Vitalik and Saylor don’t see eye-to-eye here, but a solution could be on the horizon – multichain self-custody wallets.
Self-custody means you’re in charge of your own stuff. It can be a lot to handle, particularly if you’re new to the world of crypto. But things are improving. With options like Farcaster and Passkeys, managing your crypto is no longer a total headache.
Vitalik reckons self-custody still has a future. The thing is, users still need to manage different types of wallets for different types of transactions.
The challenge is that there are too many wallets across too many different chains. This leads to a complex, messy system that’s fraught with risks – just imagine sending your money to the wrong address by mistake.
In just the first half of 2024 alone, over 70 new layer 1s were created, bringing the cumulative total to nearly 50 for the previous year. If anything, this means that managing your crypto only gets more challenging.
This disjointed arrangement affects the flow of crypto and how well it works. Users are supposed to be able to use their assets efficiently, but this is hard to do when their assets are spread across multiple wallets and blockchains.
With all that said, we need to address these problems if we’re to have a friendlier, more easy-to-use web.
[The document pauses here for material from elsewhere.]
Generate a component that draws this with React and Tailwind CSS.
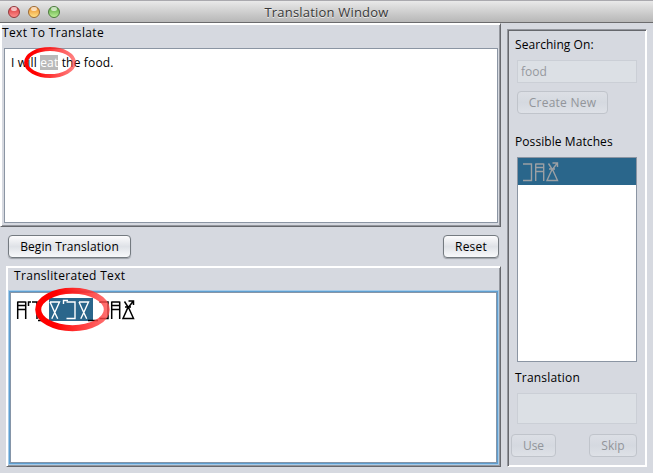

This new approach can simplify how we manage crypto in the same way Apple Pay has done for regular payments. You’ll be able to see all your assets in one place and transact with them smoothly and easily.
So, what’s next for the future of self-custody in crypto? Distilled down, both Saylor’s and Vitalik’s thoughts seem to lean toward the idea of a single, unified account for all types of crypto asset owners.
Saylor thinks holding crypto is a good idea for the folks that are up for it. With a multichain approach, it seems more and more people might just be. Self-custody is certainly making strides and we’re likely to see a future with crypto systems that are more friendly and interoperable.
For now, one thing is for certain – we cannot reverse the fragmented nature of Web3 systems. Just like evolution, we have to keep moving forward, making these systems easier to use and more efficient.